Scan the listing below and copy every line holding "with".

----

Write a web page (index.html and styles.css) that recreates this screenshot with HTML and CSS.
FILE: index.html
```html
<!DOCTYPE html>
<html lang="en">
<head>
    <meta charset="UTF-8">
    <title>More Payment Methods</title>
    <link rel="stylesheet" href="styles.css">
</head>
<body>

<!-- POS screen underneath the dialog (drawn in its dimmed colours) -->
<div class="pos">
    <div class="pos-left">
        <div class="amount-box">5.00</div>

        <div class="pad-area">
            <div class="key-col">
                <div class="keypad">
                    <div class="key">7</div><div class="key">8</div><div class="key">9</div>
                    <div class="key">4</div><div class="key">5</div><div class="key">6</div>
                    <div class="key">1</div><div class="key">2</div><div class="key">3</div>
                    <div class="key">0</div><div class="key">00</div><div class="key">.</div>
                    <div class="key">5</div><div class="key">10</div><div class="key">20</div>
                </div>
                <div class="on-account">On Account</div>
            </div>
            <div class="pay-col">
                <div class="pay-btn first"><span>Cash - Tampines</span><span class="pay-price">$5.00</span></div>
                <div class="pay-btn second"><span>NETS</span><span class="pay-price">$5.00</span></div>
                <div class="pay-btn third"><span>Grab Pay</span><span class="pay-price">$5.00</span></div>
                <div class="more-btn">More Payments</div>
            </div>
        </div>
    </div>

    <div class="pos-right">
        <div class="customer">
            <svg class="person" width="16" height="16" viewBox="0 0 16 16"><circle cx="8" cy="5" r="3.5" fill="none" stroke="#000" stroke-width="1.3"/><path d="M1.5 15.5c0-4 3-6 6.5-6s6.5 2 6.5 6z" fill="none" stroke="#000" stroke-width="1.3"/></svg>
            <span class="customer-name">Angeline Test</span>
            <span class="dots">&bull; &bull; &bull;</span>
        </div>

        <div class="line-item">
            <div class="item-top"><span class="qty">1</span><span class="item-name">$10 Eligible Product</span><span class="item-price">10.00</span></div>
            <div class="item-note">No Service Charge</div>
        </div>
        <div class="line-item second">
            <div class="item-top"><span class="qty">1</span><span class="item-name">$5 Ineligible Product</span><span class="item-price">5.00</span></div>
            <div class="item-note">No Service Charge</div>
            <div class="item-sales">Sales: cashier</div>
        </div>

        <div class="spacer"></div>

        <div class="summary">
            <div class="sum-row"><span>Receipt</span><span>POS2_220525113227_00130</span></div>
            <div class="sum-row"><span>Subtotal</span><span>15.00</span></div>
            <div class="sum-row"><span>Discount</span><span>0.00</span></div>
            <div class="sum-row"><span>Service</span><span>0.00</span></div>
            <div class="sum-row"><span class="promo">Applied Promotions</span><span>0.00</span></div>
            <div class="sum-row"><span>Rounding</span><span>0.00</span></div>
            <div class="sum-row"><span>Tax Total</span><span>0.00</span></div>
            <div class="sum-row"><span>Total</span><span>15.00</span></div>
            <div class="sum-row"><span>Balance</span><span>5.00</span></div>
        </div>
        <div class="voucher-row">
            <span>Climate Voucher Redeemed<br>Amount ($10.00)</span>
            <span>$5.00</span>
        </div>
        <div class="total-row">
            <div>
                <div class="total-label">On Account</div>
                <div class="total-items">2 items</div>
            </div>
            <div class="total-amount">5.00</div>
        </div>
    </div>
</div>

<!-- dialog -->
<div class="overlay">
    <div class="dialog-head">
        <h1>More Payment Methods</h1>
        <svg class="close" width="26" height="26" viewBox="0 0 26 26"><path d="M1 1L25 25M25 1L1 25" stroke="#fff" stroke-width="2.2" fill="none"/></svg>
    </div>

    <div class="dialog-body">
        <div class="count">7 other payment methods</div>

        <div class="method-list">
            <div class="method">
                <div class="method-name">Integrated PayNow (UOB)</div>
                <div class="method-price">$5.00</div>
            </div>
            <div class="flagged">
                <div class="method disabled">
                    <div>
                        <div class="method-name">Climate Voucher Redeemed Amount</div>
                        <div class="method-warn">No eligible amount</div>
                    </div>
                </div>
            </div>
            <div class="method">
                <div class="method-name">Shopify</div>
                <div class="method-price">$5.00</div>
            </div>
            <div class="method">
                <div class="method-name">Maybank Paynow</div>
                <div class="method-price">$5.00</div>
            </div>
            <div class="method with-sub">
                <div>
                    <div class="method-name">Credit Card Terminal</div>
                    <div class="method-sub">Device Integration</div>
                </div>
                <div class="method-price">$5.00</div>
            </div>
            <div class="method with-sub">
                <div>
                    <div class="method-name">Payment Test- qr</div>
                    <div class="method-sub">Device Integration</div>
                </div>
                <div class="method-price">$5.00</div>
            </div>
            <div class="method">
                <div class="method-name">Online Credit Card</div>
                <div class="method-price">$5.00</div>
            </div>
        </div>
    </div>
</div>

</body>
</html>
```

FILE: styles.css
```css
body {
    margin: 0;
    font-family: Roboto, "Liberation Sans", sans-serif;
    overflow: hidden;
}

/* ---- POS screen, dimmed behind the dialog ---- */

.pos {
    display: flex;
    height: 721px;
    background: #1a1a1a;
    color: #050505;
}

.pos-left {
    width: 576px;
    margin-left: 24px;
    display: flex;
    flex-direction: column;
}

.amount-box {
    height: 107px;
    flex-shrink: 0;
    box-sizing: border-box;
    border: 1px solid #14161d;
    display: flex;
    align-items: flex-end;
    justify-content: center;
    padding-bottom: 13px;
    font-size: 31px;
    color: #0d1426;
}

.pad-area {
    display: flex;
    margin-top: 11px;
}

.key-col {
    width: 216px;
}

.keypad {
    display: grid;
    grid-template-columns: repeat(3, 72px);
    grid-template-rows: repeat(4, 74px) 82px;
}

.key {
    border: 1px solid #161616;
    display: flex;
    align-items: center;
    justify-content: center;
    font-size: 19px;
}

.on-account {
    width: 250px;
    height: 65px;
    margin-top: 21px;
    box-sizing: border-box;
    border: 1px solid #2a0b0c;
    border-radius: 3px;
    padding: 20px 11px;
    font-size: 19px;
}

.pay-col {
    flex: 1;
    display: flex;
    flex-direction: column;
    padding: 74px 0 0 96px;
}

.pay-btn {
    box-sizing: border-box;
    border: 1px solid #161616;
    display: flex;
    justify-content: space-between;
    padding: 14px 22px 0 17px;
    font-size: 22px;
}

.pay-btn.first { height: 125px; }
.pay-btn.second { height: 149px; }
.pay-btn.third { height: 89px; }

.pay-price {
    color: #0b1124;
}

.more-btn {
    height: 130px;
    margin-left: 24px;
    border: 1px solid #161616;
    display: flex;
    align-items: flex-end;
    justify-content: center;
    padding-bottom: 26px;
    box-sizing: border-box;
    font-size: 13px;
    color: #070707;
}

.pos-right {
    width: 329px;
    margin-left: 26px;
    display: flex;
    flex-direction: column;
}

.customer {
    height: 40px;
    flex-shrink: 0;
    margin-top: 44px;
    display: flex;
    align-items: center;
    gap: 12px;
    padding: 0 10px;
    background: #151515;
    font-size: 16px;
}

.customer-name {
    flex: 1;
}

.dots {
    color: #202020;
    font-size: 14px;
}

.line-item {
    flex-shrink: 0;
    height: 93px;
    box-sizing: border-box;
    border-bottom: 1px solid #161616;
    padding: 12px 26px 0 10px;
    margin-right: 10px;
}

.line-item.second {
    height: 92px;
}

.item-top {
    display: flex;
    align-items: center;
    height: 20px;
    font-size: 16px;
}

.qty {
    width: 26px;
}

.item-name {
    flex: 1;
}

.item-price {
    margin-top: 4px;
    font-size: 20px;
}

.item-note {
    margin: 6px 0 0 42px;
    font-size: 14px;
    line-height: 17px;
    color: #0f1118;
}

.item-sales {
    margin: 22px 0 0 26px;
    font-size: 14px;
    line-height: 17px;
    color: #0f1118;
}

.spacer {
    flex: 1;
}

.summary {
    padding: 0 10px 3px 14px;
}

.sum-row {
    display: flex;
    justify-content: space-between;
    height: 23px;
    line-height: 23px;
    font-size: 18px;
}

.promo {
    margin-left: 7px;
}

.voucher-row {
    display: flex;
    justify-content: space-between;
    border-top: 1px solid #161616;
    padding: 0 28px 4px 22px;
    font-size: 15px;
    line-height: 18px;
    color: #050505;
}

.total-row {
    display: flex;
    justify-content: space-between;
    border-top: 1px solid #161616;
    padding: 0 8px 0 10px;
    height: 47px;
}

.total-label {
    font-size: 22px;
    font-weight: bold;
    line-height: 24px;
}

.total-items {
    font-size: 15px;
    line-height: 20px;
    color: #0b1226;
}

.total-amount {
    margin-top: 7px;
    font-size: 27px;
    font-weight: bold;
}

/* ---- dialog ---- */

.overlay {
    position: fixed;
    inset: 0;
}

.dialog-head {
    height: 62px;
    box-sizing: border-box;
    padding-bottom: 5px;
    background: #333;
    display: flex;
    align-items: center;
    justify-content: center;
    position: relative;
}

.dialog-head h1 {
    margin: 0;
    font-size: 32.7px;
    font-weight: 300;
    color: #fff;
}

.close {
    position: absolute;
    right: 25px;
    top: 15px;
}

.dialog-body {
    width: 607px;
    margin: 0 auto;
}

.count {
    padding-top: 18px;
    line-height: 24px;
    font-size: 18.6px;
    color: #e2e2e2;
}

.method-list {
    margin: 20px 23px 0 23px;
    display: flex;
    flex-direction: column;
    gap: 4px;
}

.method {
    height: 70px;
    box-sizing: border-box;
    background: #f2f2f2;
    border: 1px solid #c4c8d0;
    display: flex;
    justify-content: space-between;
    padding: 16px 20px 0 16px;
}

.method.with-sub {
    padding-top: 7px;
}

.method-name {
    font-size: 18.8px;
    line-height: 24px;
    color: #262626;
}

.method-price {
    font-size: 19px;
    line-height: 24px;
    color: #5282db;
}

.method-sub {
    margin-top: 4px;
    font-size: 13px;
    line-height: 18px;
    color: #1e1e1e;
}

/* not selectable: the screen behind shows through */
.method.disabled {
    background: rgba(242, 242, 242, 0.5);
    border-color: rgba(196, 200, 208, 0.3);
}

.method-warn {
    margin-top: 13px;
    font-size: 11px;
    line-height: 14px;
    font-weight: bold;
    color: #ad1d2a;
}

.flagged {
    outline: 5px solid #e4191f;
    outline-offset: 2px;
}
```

----

Response to this task >>
Write a web page (index.html and styles.css) that recreates this screenshot with HTML and CSS.
            <div class="method with-sub">
            <div class="method with-sub">
.method.with-sub {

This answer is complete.